While hearings and appeals to the courts are built into the procedures set out in the amendment, and objections to the costs in the new clause, it is difficult not to interpret these provisions as being peremptory to owners and occupiers. The House will appreciate that that flies in the face of our well-established procedures—based on the voluntary principle—for site safeguard. The whole basis of the voluntry approach to nature conservation management would be undermined if we not only told people how to manage their land in SSSIs but forced them to pay for that work.
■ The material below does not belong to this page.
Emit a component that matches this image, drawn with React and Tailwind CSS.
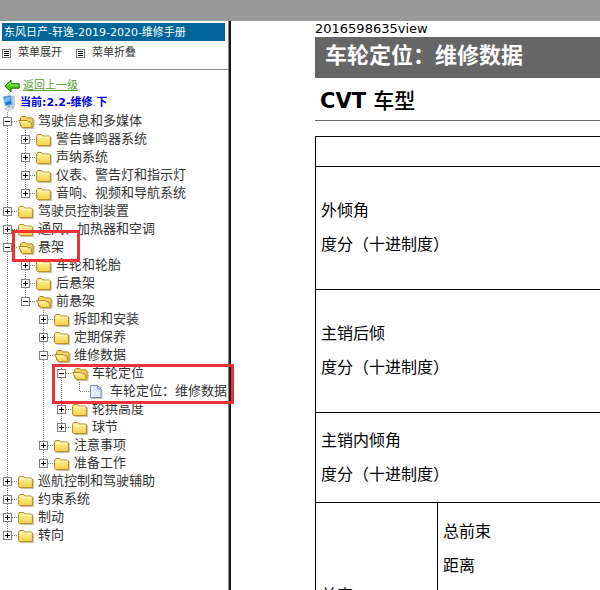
import React, { useState } from "react";

const tree = [
  {
    label: "驾驶信息和多媒体",
    children: [
      { label: "警告蜂鸣器系统", children: [] },
      { label: "声纳系统", children: [] },
      { label: "仪表、警告灯和指示灯", children: [] },
      { label: "音响、视频和导航系统", children: [] },
    ],
  },
  { label: "驾驶员控制装置", children: [] },
  { label: "通风、加热器和空调", children: [] },
  {
    label: "悬架",
    marked: true,
    children: [
      { label: "车轮和轮胎", children: [] },
      { label: "后悬架", children: [] },
      {
        label: "前悬架",
        children: [
          { label: "拆卸和安装", children: [] },
          { label: "定期保养", children: [] },
          {
            label: "维修数据",
            children: [
              {
                label: "车轮定位",
                markedGroup: true,
                children: [{ label: "车轮定位：维修数据" }],
              },
              { label: "轮拱高度", children: [] },
              { label: "球节", children: [] },
            ],
          },
          { label: "注意事项", children: [] },
          { label: "准备工作", children: [] },
        ],
      },
    ],
  },
  { label: "巡航控制和驾驶辅助", children: [] },
  { label: "约束系统", children: [] },
  { label: "制动", children: [] },
  { label: "转向", children: [] },
];

const MenuIcon = () => (
  <svg width="9" height="9" viewBox="0 0 9 9" shapeRendering="crispEdges" className="shrink-0">
    <path d="M.5 .5h8v8h-8z" fill="#fff" stroke="#777" />
    <path d="M2 2.5h5M2 4.5h5M2 6.5h5" stroke="#000" />
  </svg>
);

const BackIcon = () => (
  <svg width="16" height="14" viewBox="0 0 16 14" className="shrink-0">
    <path d="M.8 7 7 1.2V4.8h8.2v4.4H7v3.6z" fill="#4ccb1c" stroke="#126c08" strokeLinejoin="round" />
    <path d="M3 6.6 6.2 3.6V6H14" fill="none" stroke="#a5ee72" />
  </svg>
);

const ComputerIcon = () => (
  <svg width="16" height="18" viewBox="0 0 16 18" className="shrink-0">
    <path d="M8.5 2.6 11.4 2l1 1v9.6l-2.6 1.6z" fill="#c3d2dc" stroke="#8ba3b4" strokeWidth=".6" />
    <path d="m1.4 2.8 7.4-1.4 1.4 9.2-6.8 1.2z" fill="#1c78d8" stroke="#90b4d4" />
    <path d="m2.6 3.8 5.4-1 .6 3.8-5.4 2z" fill="#6cc0fa" />
    <path d="m5.2 11.6 3-.5.5 2.5-3 .5z" fill="#9eb1c2" />
    <path d="m2.5 14.4 6-1.6 3.4 1.4-6 2.4z" fill="#dbe5ec" stroke="#90a4b4" strokeWidth=".6" />
  </svg>
);

const FolderIcon = ({ open }) => (
  <svg width="18" height="18" viewBox="0 0 18 18" className="shrink-0">
    <defs>
      <linearGradient id="folder" x1="0" y1="0" x2="0" y2="1">
        <stop offset="0" stopColor="#fff6a4" />
        <stop offset="1" stopColor="#f4cf49" />
      </linearGradient>
    </defs>
    {open ? (
      <>
        <path d="M2.6 14V5.8L3.8 4.5h3.6l1.4 1.4h5.3l1 1v8z" fill="#f3d566" stroke="#b08722" />
        <path d="M.7 8.5h8.4l1.2 1.2h2.5l1.6 5.9H4.2z" fill="url(#folder)" stroke="#b08722" strokeLinejoin="round" />
        <path d="M4.5 16.5h11.6V7.6" fill="none" stroke="#86795a" strokeOpacity=".45" />
      </>
    ) : (
      <>
        <path d="M.6 14.6V6.2l1.2-1.7h3.7L6.8 6h6.6l1 1v8.6H1.6z" fill="url(#folder)" stroke="#b08722" strokeLinejoin="round" />
        <path d="M2 7.2h11.4" stroke="#fffac9" />
        <path d="M2.5 16.6h12.9V7.6" fill="none" stroke="#86795a" strokeOpacity=".45" />
      </>
    )}
  </svg>
);

const PageIcon = () => (
  <svg width="18" height="18" viewBox="0 0 18 18" className="shrink-0">
    <path d="M.5 3.5h7l3.5 3.3v8.7H.5z" fill="#dfedff" stroke="#6d89bd" />
    <path d="M7.5 3.5v3.3H11z" fill="#fff" stroke="#6d89bd" />
    <path d="M2 5v9" stroke="#fff" />
    <path d="M1.5 16.5H12V8" fill="none" stroke="#777" strokeOpacity=".45" />
  </svg>
);

// one 18px cell of the dotted guide lines, optionally with a plus / minus box
const Join = ({ up, down, right, sign }) => (
  <svg width="18" height="18" viewBox="0 0 18 18" shapeRendering="crispEdges" className="shrink-0">
    <g stroke="#808080" strokeDasharray="1 1">
      {up && <path d="M7.5 0v9" />}
      {down && <path d="M7.5 10v8" />}
      {right && <path d="M8 9.5h10" />}
    </g>
    {sign && (
      <>
        <path d="M3.5 5.5h8v8h-8z" fill="#fff" stroke="#808080" />
        <path d={sign === "plus" ? "M5 9.5h5M7.5 7v5" : "M5 9.5h5"} stroke="#000" />
      </>
    )}
  </svg>
);

const TreeNode = ({ node, guides, last }) => {
  const [open, setOpen] = useState(node.children?.length > 0);
  const isFolder = Boolean(node.children);

  return (
    <li className="relative">
      <div className="flex h-[18px] items-center whitespace-nowrap">
        {guides.map((line, i) => (
          <Join key={i} up={line} down={line} />
        ))}
        {isFolder ? (
          <button type="button" aria-label={node.label} onClick={() => setOpen(!open)}>
            <Join up down={!last} right sign={open ? "minus" : "plus"} />
          </button>
        ) : (
          <Join up down={!last} right />
        )}
        {isFolder ? <FolderIcon open={open} /> : <PageIcon />}
        <a href="#" className="pl-[2px] text-[13px] leading-[18px] text-[#333]">
          {node.label}
        </a>
      </div>
      {open && node.children.length > 0 && (
        <ul>
          {node.children.map((child, i) => (
            <TreeNode
              key={child.label}
              node={child}
              guides={[...guides, !last]}
              last={i === node.children.length - 1}
            />
          ))}
        </ul>
      )}
      {node.marked && (
        <div className="pointer-events-none absolute -top-2 left-3 z-10 h-8 w-[68px] border-3 border-[#ee3338]" />
      )}
      {node.markedGroup && (
        <div className="pointer-events-none absolute top-0 -right-1.5 -bottom-1 left-[52px] z-10 border-3 border-[#ee3338]" />
      )}
    </li>
  );
};

const Sidebar = () => (
  <nav className="w-[229px] shrink-0 border-r border-[#888]">
    <div className="border-b border-[#888] pt-0.5 pb-[7px]">
      <h2 className="mr-[3px] ml-0.5 bg-[#006699] pt-px pl-0.5 text-[11px] leading-[17px] text-white">
        东风日产-轩逸-2019-2020-维修手册
      </h2>
      <div className="flex gap-[14px] pt-[3px] pl-0.5 text-[11px] leading-[18px] text-[#333]">
        <button type="button" className="flex items-center gap-[7px]">
          <MenuIcon />
          菜单展开
        </button>
        <button type="button" className="flex items-center gap-[7px]">
          <MenuIcon />
          菜单折叠
        </button>
      </div>
    </div>
    <div className="pt-2 text-[11px]">
      <a href="#" className="flex h-4 items-center gap-[3px] pl-1 text-[#5aa033] underline">
        <BackIcon />
        返回上一级
      </a>
      <div className="flex h-[18px] items-center gap-0.5 pl-0.5 font-bold text-[#0000dd]">
        <ComputerIcon />
        当前:2.2-维修 下
      </div>
    </div>
    <ul>
      {tree.map((node, i) => (
        <TreeNode key={node.label} node={node} guides={[]} last={i === tree.length - 1} />
      ))}
    </ul>
  </nav>
);

const specs = [
  { name: "外倾角", height: "h-[123px]" },
  { name: "主销后倾", height: "h-[123px]" },
  { name: "主销内倾角", height: "h-[90px]" },
];

const Content = () => (
  <main className="min-w-0 flex-1 overflow-hidden border-l-2 border-[#1a1a1a] pl-[84px] text-black">
    <p className="text-[13px] leading-4">2016598635view</p>
    <h1 className="bg-[#666] pt-1 pb-[7px] pl-2.5 text-[22px] leading-[30px] font-bold whitespace-nowrap text-white">
      车轮定位：维修数据
    </h1>
    <h2 className="border-b border-[#666] pt-2 pb-1 pl-[5px] text-[21px] leading-[30px] font-bold">
      CVT <span className="font-medium">车型</span>
    </h2>
    <table className="mt-[15px] w-[420px] table-fixed border-collapse text-base leading-[18px]">
      <colgroup>
        <col className="w-[122px]" />
        <col />
      </colgroup>
      <tbody>
        <tr className="h-[30px]">
          <td colSpan={2} className="border border-black" />
        </tr>
        {specs.map((s) => (
          <tr key={s.name} className={s.height}>
            <td colSpan={2} className="border border-black px-[5px]">
              <p>{s.name}</p>
              <p className="mt-4">度分（十进制度）</p>
            </td>
          </tr>
        ))}
        <tr className="h-[186px] align-top">
          <td className="border border-black px-[5px] align-middle">前束</td>
          <td className="border border-black px-[5px] pt-5">
            <p>总前束</p>
            <p className="mt-4">距离</p>
          </td>
        </tr>
      </tbody>
    </table>
  </main>
);

export default function App() {
  return (
    <div
      className="flex h-screen flex-col overflow-hidden bg-white"
      style={{ fontFamily: '"DejaVu Sans", "Noto Sans CJK SC", sans-serif' }}
    >
      <header className="h-[21px] shrink-0 bg-[#999]" />
      <div className="flex min-h-0 flex-1">
        <Sidebar />
        <Content />
      </div>
    </div>
  );
}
The second reason for resisting the new clause and schedule is that the voluntary approach has stood the test of time in Scotland. Notification, allied with provision for the negotiation of management agreements and the procedure for making nature conservation orders, provides the opportunity for disagreements to be overcome. The fact that the last-resort powers of making nature conservation orders have been used so infrequently—in Scotland only 10 orders have been made when almost 1,300 SSSIs have been notified or renotified since 1981—provides ample proof of that point. In addition, the new procedures that the Nature Conservancy Council for Scotland introduced early this month for SSSIs should bring about a considerable reduction in the number of disagreements.
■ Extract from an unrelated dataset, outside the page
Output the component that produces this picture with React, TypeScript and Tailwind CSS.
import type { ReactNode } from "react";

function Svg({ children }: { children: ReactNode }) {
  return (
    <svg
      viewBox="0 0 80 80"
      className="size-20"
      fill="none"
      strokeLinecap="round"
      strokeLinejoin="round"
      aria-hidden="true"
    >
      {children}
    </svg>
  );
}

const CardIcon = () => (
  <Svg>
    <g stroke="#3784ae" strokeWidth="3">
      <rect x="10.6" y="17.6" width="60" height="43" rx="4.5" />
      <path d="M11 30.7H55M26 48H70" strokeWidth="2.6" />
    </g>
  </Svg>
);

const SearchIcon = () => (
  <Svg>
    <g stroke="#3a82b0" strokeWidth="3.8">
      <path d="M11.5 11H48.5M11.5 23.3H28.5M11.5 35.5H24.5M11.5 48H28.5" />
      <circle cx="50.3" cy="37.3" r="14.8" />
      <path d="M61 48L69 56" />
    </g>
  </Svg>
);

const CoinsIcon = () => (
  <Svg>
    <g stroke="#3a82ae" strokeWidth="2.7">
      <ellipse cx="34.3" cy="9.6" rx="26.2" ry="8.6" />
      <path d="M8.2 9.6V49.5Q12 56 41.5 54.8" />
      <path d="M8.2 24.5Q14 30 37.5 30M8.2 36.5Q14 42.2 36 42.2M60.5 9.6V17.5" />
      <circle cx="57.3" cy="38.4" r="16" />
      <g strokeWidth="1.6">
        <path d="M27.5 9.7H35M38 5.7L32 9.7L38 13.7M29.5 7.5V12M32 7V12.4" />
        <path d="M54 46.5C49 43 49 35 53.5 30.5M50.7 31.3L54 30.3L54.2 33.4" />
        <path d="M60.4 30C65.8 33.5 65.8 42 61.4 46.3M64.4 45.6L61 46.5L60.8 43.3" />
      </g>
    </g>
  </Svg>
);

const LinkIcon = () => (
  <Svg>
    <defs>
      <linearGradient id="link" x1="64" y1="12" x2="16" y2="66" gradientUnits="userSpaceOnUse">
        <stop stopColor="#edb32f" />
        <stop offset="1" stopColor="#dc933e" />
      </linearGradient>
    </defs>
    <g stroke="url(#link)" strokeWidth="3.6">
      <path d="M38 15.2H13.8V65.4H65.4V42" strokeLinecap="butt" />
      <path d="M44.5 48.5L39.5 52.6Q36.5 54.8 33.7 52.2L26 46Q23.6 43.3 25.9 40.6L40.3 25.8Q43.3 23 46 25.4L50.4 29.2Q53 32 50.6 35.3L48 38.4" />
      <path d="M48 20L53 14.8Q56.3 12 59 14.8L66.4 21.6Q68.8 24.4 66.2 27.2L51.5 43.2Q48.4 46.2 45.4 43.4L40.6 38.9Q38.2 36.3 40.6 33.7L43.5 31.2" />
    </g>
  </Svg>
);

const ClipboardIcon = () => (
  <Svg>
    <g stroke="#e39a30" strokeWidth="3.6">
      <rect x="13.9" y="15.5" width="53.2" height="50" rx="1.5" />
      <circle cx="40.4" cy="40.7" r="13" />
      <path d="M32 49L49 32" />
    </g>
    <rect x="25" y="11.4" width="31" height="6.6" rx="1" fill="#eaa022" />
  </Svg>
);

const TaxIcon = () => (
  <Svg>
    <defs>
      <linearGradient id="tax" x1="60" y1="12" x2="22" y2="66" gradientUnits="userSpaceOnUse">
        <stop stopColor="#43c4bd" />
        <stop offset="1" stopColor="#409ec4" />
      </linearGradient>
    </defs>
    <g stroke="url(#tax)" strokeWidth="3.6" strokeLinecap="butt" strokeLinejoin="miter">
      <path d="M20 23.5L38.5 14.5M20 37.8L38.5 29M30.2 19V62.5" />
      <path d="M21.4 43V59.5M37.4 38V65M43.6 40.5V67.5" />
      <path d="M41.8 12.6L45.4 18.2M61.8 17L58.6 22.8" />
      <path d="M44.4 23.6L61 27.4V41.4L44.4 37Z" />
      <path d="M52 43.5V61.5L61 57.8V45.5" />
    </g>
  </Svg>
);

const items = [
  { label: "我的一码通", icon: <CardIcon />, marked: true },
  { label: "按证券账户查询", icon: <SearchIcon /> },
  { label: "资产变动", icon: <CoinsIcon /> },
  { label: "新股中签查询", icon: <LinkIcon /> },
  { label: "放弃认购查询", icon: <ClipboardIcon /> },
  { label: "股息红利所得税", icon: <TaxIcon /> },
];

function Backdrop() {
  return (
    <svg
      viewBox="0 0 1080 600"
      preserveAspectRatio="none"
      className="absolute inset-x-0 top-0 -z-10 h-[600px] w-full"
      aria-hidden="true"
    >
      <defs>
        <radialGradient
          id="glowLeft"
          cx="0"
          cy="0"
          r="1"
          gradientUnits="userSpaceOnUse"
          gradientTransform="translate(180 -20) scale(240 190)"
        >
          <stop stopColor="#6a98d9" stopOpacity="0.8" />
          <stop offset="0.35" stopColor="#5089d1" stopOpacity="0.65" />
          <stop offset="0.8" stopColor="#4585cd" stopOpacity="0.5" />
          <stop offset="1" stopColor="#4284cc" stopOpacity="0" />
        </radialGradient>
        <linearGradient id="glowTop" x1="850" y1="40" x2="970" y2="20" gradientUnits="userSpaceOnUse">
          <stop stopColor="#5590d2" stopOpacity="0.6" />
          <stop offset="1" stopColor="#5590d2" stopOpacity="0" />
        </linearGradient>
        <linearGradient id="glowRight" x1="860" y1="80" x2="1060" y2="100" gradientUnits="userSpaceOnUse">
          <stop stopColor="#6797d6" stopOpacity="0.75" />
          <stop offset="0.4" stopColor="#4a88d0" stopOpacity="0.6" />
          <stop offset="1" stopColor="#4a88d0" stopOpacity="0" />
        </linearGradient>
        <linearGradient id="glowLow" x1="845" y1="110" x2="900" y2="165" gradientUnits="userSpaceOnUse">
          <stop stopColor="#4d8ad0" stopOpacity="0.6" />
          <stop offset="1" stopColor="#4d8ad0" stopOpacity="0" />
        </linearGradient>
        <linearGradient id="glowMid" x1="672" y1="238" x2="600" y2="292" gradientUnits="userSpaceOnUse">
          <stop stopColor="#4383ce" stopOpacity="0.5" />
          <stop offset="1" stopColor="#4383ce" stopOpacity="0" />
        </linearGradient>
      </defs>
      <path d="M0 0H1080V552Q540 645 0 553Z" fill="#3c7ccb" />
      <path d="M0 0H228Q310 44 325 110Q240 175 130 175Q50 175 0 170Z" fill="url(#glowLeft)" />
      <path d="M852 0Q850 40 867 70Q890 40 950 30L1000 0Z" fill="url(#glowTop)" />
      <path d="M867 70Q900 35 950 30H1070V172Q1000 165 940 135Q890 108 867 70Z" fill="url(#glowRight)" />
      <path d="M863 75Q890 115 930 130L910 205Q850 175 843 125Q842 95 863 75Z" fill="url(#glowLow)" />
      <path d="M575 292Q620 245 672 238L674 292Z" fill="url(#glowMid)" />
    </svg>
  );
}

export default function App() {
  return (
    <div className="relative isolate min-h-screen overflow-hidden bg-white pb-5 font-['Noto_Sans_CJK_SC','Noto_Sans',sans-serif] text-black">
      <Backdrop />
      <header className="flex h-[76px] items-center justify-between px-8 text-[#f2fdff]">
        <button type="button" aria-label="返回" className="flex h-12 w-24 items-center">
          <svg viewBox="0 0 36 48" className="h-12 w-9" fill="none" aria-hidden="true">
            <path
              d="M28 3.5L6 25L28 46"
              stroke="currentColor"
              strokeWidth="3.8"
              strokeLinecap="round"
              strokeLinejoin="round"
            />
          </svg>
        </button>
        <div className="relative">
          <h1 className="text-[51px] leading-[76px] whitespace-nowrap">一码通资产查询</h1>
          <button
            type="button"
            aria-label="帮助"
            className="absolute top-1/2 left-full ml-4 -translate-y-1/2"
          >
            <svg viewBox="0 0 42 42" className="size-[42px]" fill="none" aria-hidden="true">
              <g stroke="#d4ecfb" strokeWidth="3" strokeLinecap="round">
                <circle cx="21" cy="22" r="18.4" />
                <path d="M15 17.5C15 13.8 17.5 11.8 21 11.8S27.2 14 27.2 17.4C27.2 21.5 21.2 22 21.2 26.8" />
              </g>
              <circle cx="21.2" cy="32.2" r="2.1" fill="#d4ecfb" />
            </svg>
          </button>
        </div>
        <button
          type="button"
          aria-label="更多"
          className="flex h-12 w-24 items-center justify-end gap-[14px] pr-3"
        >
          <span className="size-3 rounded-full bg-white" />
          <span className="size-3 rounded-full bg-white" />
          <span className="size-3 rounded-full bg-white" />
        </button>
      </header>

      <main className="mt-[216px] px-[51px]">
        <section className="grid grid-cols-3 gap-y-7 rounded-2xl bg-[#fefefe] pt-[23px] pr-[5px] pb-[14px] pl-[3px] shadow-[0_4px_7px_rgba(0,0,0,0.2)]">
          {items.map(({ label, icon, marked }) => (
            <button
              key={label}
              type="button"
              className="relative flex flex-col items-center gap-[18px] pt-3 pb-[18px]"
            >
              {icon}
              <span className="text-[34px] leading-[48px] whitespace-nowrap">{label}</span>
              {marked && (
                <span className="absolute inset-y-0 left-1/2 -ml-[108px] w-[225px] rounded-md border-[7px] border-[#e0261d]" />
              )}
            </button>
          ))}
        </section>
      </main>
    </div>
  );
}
We are not convinced that any benefits would accrue from the new powers. I believe that they have the potential so to undermine the present system that they would hinder rather than further the management of land within SSSIs in a way that is sensitive to nature conservation interests.

I am grateful to the hon. Member for Linlithgow (Mr. Dalyell) for having given me notice that he would raise a matter in relation to the Carver report recommendations. I am aware that steps have been taken to secure the future of nationally relevant databases and methodologies, as he would wish. I can assure him, however, that the Carver report recommendations were fully implemented by the Environmental Protection Act 1990. All existing databases, methodologies and research contracts have been inherited by one of the new conservation bodies of the Joint Nature Conservancy Committee, as appropriate.
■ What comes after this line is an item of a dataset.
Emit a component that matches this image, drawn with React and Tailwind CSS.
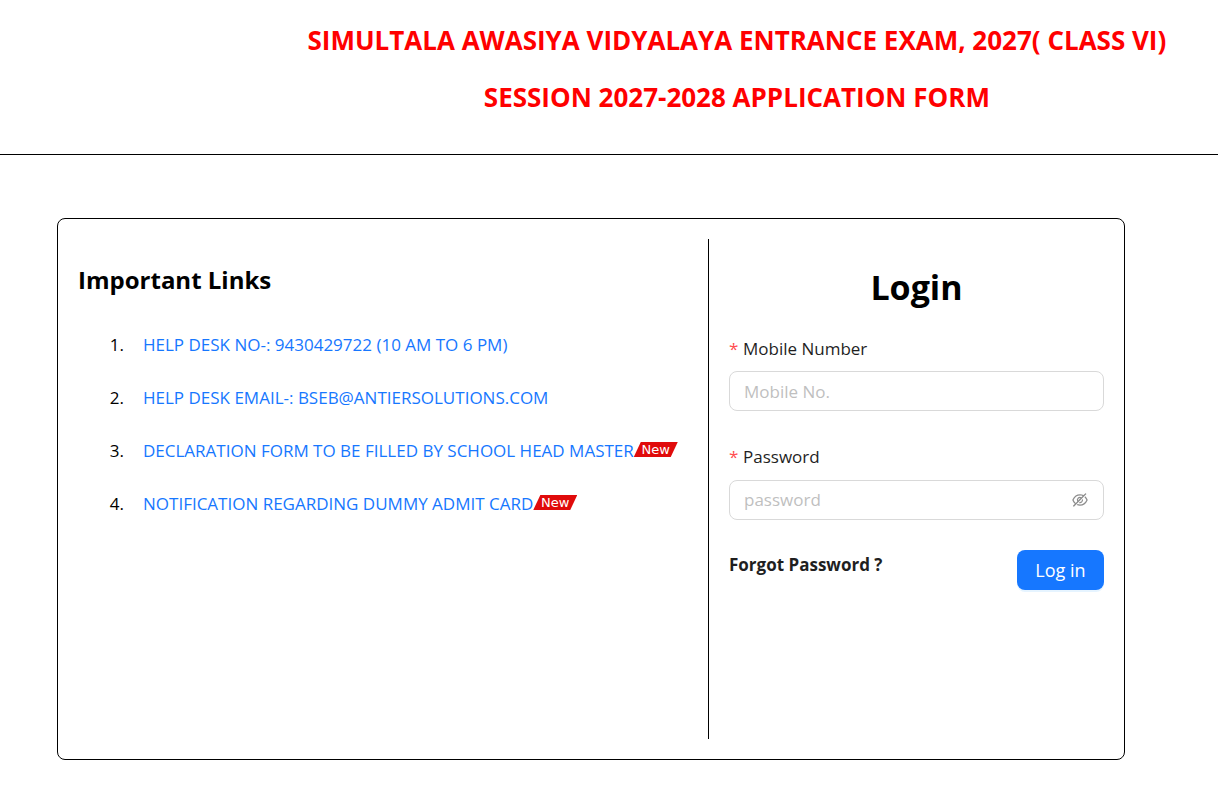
import { useState } from "react";
import { AiOutlineEye, AiOutlineEyeInvisible } from "react-icons/ai";

const links = [
  { label: "HELP DESK NO-: 9430429722 (10 AM TO 6 PM)", href: "#helpdesk" },
  { label: "HELP DESK EMAIL-: BSEB@ANTIERSOLUTIONS.COM", href: "#email" },
  { label: "DECLARATION FORM TO BE FILLED BY SCHOOL HEAD MASTER", href: "#declaration", isNew: true },
  { label: "NOTIFICATION REGARDING DUMMY ADMIT CARD", href: "#notification", isNew: true },
];

function NewBadge() {
  return (
    <span className="mb-[2px] flex h-[15px] w-[44px] items-center justify-center bg-[#e00b0b] font-['DejaVu_Sans',sans-serif] text-[13px] leading-none text-white [clip-path:polygon(16%_0,100%_0,84%_100%,0_100%)]">
      New
    </span>
  );
}

function FieldLabel({ htmlFor, children }) {
  return (
    <label htmlFor={htmlFor} className="flex items-center gap-1 text-[17px] leading-6 text-[#1f1f1f]">
      <span className="w-[10px] text-[#ff4d4f]">*</span>
      {children}
    </label>
  );
}

export default function App() {
  const [showPassword, setShowPassword] = useState(false);

  return (
    <div className="bg-white font-['Open_Sans','Noto_Sans',sans-serif] text-black">
      <header className="border-b border-black pt-5 pb-[37px] pl-[21%] text-center text-[26px] font-bold text-[#ff0000]">
        <h1 className="leading-10">SIMULTALA AWASIYA VIDYALAYA ENTRANCE EXAM, 2027( CLASS VI)</h1>
        <h2 className="mt-[17px] leading-10">SESSION 2027-2028 APPLICATION FORM</h2>
      </header>

      <main className="mt-[63px] mr-[93px] mb-6 ml-[57px] grid min-h-[542px] grid-cols-[35fr_22fr] rounded-lg border border-black p-5">
        <section>
          <h2 className="mt-[23px] text-2xl leading-9 font-bold">Important Links</h2>
          <ol className="mt-5">
            {links.map((link, i) => (
              <li key={link.href} className="flex h-[53px] items-center text-[17px] whitespace-nowrap">
                <span className="mr-[19px] w-[46px] text-right">{i + 1}.</span>
                <a href={link.href} className="flex items-center text-[#1677ff]">
                  {link.label}
                  {link.isNew && <NewBadge />}
                </a>
              </li>
            ))}
          </ol>
        </section>

        <section className="border-l border-black pl-5">
          <h2 className="mt-[23px] text-center text-[34px] leading-[50px] font-bold">Login</h2>
          <form onSubmit={(e) => e.preventDefault()}>
            <div className="mt-[25px]">
              <FieldLabel htmlFor="mobile">Mobile Number</FieldLabel>
              <input
                id="mobile"
                type="tel"
                placeholder="Mobile No."
                className="mt-[10px] h-10 w-full rounded-lg border border-[#d9d9d9] px-[14px] text-[17px] outline-none placeholder:text-[#bfbfbf] focus:border-[#1677ff]"
              />
            </div>

            <div className="mt-[34px]">
              <FieldLabel htmlFor="password">Password</FieldLabel>
              <div className="mt-[11px] flex h-10 items-center rounded-lg border border-[#d9d9d9] px-[14px] focus-within:border-[#1677ff]">
                <input
                  id="password"
                  type={showPassword ? "text" : "password"}
                  placeholder="password"
                  className="min-w-0 flex-1 text-[17px] outline-none placeholder:text-[#bfbfbf]"
                />
                <button
                  type="button"
                  aria-label={showPassword ? "Hide password" : "Show password"}
                  onClick={() => setShowPassword(!showPassword)}
                  className="text-[#8c8c8c]"
                >
                  {showPassword ? <AiOutlineEye size={18} /> : <AiOutlineEyeInvisible size={18} />}
                </button>
              </div>
            </div>

            <div className="mt-[30px] flex items-start justify-between">
              <a href="#forgot" className="pt-[3px] text-[17px] leading-6 font-bold text-[#1f1f1f]">
                Forgot Password ?
              </a>
              <button
                type="submit"
                className="h-10 w-[87px] rounded-lg bg-[#1677ff] text-lg text-white shadow-[0_2px_0_rgba(5,145,255,0.1)]"
              >
                Log in
              </button>
            </div>
          </form>
        </section>
      </main>
    </div>
  );
}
Nothing has been lost in the process. The Nature Conservancy Council for Scotland has taken over data and contracts relevant to Scotland. These will, in turn, be transferred to Scottish Natural Heritage. Great Britain, United Kingdom and other international matters will be dealt with by the three new country agencies, acting through the Joint Nature Conservancy Committee.

Only a few days ago, I was at the headquarters of the Countryside Commission for Scotland, at Battleby. The offices there, which are being converted, will be of assistance to the JNCC staff in the future.

The hon. Gentleman also raised a point about clause 2, about which we had a useful discussion in Committee. I should emphasise that we are aware of the concern expressed by the Royal Institution of Chartered Surveyors in Scotland that development in designated areas should be of the highest standard. That is entirely proper. Our answer is that the RICS's concern is already taken account of as regards national scenic areas and SSSIs.

There are no areas designated under the Countryside (Scotland) Act 1967 or the Environmental Protection Act 1990. Accordingly, there is no need for clause 2(2) to refer to those enactments. Therefore, the hon. Gentleman will be able to assure the institution that we are not trying to avoid the spirit of its proposals, since the essence of its concern has already been met. The present arrangements are satisfactory and will be carried forward to Scottish Natural Heritage when it comes into operation.

7.15 pm
Mr. Galbraith

I am grateful to the Minister for his comments. He seems, however, to be slightly confused. He referred to the powers of last resort and nature conservation orders, but they are designed to deal with damaging activities on a site of special scientific interest. The new clause deals with the matter from the point of view of neglect. The question is not what a landowner may intend to do to a site but what he or she may fail to do. If a landowner were willing to enter into a land management agreement, it would cost him nothing. Therefore, the Minister's objections to the new clause are not well founded.

I accept his statement that the attempt to deal with these matters by agreement has worked reasonably well up to now. I should not like to interfere with that arrangement. However, this would be a reserve power, to be used in exceptional circumstances when a site of special scientific interest was endangered through neglect. In those circumstances, a land management agreement could be offered to the owner. If he refused the offer, only then would this reserve power come into effect.

Having heard the Minister's reassurances, I beg to ask leave to withdraw the motion.

Motion and clause, by leave, withdrawn.